** Start of Entries supplied **

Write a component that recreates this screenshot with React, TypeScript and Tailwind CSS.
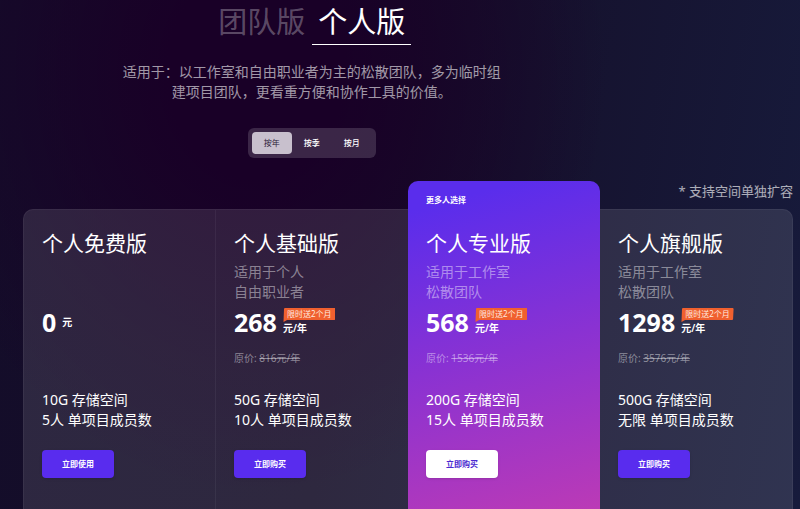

** End of Entries supplied **
** Start of Entries supplied **

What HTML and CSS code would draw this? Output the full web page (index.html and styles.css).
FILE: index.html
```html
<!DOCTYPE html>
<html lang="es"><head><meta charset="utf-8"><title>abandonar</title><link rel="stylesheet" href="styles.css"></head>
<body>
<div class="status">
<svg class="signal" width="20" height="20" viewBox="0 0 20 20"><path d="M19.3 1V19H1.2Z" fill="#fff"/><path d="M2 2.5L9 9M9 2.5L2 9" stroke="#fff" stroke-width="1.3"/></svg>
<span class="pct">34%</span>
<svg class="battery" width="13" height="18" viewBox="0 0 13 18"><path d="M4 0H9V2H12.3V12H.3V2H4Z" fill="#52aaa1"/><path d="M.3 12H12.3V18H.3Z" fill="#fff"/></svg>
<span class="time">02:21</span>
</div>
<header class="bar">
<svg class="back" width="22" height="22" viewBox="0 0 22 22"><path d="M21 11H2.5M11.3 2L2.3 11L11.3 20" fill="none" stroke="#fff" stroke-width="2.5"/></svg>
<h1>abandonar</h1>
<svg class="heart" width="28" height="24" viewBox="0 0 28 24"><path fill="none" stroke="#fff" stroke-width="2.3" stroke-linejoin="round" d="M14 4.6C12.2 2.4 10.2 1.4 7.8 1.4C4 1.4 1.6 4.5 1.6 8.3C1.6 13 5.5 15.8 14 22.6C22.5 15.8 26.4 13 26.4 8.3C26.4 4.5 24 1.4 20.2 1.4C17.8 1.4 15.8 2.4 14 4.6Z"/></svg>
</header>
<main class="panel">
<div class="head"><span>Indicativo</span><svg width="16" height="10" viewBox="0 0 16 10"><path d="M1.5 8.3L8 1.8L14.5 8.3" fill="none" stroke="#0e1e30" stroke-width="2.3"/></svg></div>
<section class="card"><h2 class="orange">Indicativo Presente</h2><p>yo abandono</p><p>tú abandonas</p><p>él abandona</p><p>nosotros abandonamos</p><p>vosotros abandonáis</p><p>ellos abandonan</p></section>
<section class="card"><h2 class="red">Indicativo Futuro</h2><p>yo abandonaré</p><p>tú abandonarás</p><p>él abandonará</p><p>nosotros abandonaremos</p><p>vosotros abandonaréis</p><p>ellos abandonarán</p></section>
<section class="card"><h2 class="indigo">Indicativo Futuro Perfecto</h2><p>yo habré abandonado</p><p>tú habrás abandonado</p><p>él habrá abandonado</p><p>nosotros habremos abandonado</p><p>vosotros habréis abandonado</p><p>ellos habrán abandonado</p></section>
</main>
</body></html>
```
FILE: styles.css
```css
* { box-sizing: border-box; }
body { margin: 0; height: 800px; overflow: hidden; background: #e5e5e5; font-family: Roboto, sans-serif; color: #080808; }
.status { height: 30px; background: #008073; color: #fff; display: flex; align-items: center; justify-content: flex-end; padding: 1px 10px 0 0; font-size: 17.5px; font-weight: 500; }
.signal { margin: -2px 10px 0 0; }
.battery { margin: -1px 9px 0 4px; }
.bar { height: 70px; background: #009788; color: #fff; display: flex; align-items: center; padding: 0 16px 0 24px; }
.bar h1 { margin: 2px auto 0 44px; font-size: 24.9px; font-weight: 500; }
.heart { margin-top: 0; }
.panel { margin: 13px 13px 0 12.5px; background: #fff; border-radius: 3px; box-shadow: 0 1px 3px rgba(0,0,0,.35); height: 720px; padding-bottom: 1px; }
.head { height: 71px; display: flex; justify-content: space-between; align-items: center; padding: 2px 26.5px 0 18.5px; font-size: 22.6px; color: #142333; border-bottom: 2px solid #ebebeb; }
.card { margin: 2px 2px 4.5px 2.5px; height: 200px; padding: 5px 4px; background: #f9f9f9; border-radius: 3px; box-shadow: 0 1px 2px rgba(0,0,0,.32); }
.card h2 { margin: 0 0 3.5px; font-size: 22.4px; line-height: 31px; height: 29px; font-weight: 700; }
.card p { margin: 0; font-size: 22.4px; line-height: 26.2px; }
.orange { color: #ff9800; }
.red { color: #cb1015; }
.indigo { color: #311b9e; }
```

** End of Entries supplied **

- **What is required**: Where a line in the entries holds the word "this", copy that line.

- **Solution to the problem**:
Write a component that recreates this screenshot with React, TypeScript and Tailwind CSS.
What HTML and CSS code would draw this? Output the full web page (index.html and styles.css).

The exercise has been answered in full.